=== Given data ===

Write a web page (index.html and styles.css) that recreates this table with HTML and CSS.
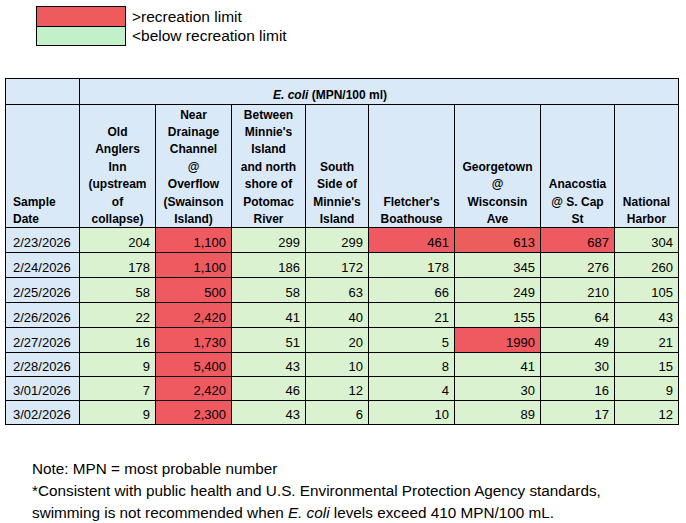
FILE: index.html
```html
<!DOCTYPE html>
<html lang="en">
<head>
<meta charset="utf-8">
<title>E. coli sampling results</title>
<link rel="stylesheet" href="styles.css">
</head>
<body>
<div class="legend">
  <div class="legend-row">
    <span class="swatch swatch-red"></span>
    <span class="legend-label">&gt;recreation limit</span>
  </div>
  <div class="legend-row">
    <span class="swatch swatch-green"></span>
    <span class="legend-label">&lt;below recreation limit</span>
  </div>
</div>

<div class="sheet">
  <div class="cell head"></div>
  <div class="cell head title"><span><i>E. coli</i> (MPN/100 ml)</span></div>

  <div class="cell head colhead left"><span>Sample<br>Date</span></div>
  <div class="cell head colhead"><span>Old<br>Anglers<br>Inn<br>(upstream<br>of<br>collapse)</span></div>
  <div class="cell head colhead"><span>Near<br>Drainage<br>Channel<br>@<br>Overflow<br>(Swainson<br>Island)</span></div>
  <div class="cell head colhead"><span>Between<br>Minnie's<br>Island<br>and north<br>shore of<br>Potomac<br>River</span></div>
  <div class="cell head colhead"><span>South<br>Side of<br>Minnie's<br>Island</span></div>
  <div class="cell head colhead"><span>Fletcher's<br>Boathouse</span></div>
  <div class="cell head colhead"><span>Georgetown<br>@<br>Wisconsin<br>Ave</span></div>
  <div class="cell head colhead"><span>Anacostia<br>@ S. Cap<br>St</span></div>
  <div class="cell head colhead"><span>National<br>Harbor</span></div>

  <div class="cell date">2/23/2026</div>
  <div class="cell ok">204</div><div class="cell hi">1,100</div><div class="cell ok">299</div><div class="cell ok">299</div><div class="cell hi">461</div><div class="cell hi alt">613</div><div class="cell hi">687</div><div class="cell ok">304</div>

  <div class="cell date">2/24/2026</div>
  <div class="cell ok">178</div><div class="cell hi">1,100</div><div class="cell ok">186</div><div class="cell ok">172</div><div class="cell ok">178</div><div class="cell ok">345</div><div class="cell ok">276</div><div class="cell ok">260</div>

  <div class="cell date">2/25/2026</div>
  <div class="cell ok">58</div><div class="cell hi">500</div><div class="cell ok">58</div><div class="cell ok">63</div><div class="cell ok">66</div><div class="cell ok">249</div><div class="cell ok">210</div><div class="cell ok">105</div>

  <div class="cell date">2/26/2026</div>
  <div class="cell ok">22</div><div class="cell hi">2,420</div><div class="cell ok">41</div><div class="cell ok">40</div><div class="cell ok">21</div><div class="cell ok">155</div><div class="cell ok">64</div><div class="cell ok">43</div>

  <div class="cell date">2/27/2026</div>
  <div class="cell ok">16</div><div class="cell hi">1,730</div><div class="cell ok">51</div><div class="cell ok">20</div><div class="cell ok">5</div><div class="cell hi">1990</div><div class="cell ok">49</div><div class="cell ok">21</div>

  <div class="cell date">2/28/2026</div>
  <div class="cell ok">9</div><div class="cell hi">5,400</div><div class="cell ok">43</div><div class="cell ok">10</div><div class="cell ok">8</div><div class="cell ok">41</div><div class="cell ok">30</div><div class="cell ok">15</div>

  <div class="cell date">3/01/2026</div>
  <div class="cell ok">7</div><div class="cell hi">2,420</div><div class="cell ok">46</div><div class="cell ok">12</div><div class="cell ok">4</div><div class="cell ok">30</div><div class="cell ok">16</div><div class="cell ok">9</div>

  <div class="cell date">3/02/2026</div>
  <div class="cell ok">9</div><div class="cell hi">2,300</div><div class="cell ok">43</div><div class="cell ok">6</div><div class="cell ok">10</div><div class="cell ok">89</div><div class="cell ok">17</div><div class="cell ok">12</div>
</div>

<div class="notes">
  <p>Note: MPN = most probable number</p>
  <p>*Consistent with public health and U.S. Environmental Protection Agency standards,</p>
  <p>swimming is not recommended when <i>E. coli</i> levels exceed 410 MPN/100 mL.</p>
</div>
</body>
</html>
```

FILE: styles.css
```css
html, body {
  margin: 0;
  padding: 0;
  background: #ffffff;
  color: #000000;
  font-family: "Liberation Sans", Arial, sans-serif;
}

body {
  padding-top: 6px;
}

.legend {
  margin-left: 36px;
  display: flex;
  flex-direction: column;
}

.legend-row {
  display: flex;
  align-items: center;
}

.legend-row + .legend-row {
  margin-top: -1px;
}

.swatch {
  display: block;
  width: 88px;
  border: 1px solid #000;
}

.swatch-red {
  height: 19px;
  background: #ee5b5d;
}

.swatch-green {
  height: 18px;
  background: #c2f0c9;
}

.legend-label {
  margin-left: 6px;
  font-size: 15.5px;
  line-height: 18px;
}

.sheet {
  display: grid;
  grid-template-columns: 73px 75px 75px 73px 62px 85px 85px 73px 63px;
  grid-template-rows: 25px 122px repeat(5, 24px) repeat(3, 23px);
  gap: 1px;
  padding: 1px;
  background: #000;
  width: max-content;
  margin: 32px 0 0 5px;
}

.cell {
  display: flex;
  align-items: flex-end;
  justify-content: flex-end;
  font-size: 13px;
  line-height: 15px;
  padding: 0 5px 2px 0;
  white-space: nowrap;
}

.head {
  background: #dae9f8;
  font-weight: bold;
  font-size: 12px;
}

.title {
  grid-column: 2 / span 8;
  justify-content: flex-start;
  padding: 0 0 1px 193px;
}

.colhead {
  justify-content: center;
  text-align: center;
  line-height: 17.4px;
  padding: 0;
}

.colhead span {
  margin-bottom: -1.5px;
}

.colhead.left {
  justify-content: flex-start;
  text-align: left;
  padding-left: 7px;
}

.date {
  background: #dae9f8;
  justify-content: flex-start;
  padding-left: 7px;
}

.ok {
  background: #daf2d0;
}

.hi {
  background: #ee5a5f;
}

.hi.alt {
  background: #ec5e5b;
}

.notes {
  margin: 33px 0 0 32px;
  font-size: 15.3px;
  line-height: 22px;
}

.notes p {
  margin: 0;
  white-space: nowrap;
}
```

=== Request ===
Transcribe the full listing above exactly, with the images removed.

=== Exercise solution ===
Write a web page (index.html and styles.css) that recreates this table with HTML and CSS.
FILE: index.html
```html
<!DOCTYPE html>
<html lang="en">
<head>
<meta charset="utf-8">
<title>E. coli sampling results</title>
<link rel="stylesheet" href="styles.css">
</head>
<body>
<div class="legend">
  <div class="legend-row">
    <span class="swatch swatch-red"></span>
    <span class="legend-label">&gt;recreation limit</span>
  </div>
  <div class="legend-row">
    <span class="swatch swatch-green"></span>
    <span class="legend-label">&lt;below recreation limit</span>
  </div>
</div>

<div class="sheet">
  <div class="cell head"></div>
  <div class="cell head title"><span><i>E. coli</i> (MPN/100 ml)</span></div>

  <div class="cell head colhead left"><span>Sample<br>Date</span></div>
  <div class="cell head colhead"><span>Old<br>Anglers<br>Inn<br>(upstream<br>of<br>collapse)</span></div>
  <div class="cell head colhead"><span>Near<br>Drainage<br>Channel<br>@<br>Overflow<br>(Swainson<br>Island)</span></div>
  <div class="cell head colhead"><span>Between<br>Minnie's<br>Island<br>and north<br>shore of<br>Potomac<br>River</span></div>
  <div class="cell head colhead"><span>South<br>Side of<br>Minnie's<br>Island</span></div>
  <div class="cell head colhead"><span>Fletcher's<br>Boathouse</span></div>
  <div class="cell head colhead"><span>Georgetown<br>@<br>Wisconsin<br>Ave</span></div>
  <div class="cell head colhead"><span>Anacostia<br>@ S. Cap<br>St</span></div>
  <div class="cell head colhead"><span>National<br>Harbor</span></div>

  <div class="cell date">2/23/2026</div>
  <div class="cell ok">204</div><div class="cell hi">1,100</div><div class="cell ok">299</div><div class="cell ok">299</div><div class="cell hi">461</div><div class="cell hi alt">613</div><div class="cell hi">687</div><div class="cell ok">304</div>

  <div class="cell date">2/24/2026</div>
  <div class="cell ok">178</div><div class="cell hi">1,100</div><div class="cell ok">186</div><div class="cell ok">172</div><div class="cell ok">178</div><div class="cell ok">345</div><div class="cell ok">276</div><div class="cell ok">260</div>

  <div class="cell date">2/25/2026</div>
  <div class="cell ok">58</div><div class="cell hi">500</div><div class="cell ok">58</div><div class="cell ok">63</div><div class="cell ok">66</div><div class="cell ok">249</div><div class="cell ok">210</div><div class="cell ok">105</div>

  <div class="cell date">2/26/2026</div>
  <div class="cell ok">22</div><div class="cell hi">2,420</div><div class="cell ok">41</div><div class="cell ok">40</div><div class="cell ok">21</div><div class="cell ok">155</div><div class="cell ok">64</div><div class="cell ok">43</div>

  <div class="cell date">2/27/2026</div>
  <div class="cell ok">16</div><div class="cell hi">1,730</div><div class="cell ok">51</div><div class="cell ok">20</div><div class="cell ok">5</div><div class="cell hi">1990</div><div class="cell ok">49</div><div class="cell ok">21</div>

  <div class="cell date">2/28/2026</div>
  <div class="cell ok">9</div><div class="cell hi">5,400</div><div class="cell ok">43</div><div class="cell ok">10</div><div class="cell ok">8</div><div class="cell ok">41</div><div class="cell ok">30</div><div class="cell ok">15</div>

  <div class="cell date">3/01/2026</div>
  <div class="cell ok">7</div><div class="cell hi">2,420</div><div class="cell ok">46</div><div class="cell ok">12</div><div class="cell ok">4</div><div class="cell ok">30</div><div class="cell ok">16</div><div class="cell ok">9</div>

  <div class="cell date">3/02/2026</div>
  <div class="cell ok">9</div><div class="cell hi">2,300</div><div class="cell ok">43</div><div class="cell ok">6</div><div class="cell ok">10</div><div class="cell ok">89</div><div class="cell ok">17</div><div class="cell ok">12</div>
</div>

<div class="notes">
  <p>Note: MPN = most probable number</p>
  <p>*Consistent with public health and U.S. Environmental Protection Agency standards,</p>
  <p>swimming is not recommended when <i>E. coli</i> levels exceed 410 MPN/100 mL.</p>
</div>
</body>
</html>
```

FILE: styles.css
```css
html, body {
  margin: 0;
  padding: 0;
  background: #ffffff;
  color: #000000;
  font-family: "Liberation Sans", Arial, sans-serif;
}

body {
  padding-top: 6px;
}

.legend {
  margin-left: 36px;
  display: flex;
  flex-direction: column;
}

.legend-row {
  display: flex;
  align-items: center;
}

.legend-row + .legend-row {
  margin-top: -1px;
}

.swatch {
  display: block;
  width: 88px;
  border: 1px solid #000;
}

.swatch-red {
  height: 19px;
  background: #ee5b5d;
}

.swatch-green {
  height: 18px;
  background: #c2f0c9;
}

.legend-label {
  margin-left: 6px;
  font-size: 15.5px;
  line-height: 18px;
}

.sheet {
  display: grid;
  grid-template-columns: 73px 75px 75px 73px 62px 85px 85px 73px 63px;
  grid-template-rows: 25px 122px repeat(5, 24px) repeat(3, 23px);
  gap: 1px;
  padding: 1px;
  background: #000;
  width: max-content;
  margin: 32px 0 0 5px;
}

.cell {
  display: flex;
  align-items: flex-end;
  justify-content: flex-end;
  font-size: 13px;
  line-height: 15px;
  padding: 0 5px 2px 0;
  white-space: nowrap;
}

.head {
  background: #dae9f8;
  font-weight: bold;
  font-size: 12px;
}

.title {
  grid-column: 2 / span 8;
  justify-content: flex-start;
  padding: 0 0 1px 193px;
}

.colhead {
  justify-content: center;
  text-align: center;
  line-height: 17.4px;
  padding: 0;
}

.colhead span {
  margin-bottom: -1.5px;
}

.colhead.left {
  justify-content: flex-start;
  text-align: left;
  padding-left: 7px;
}

.date {
  background: #dae9f8;
  justify-content: flex-start;
  padding-left: 7px;
}

.ok {
  background: #daf2d0;
}

.hi {
  background: #ee5a5f;
}

.hi.alt {
  background: #ec5e5b;
}

.notes {
  margin: 33px 0 0 32px;
  font-size: 15.3px;
  line-height: 22px;
}

.notes p {
  margin: 0;
  white-space: nowrap;
}
```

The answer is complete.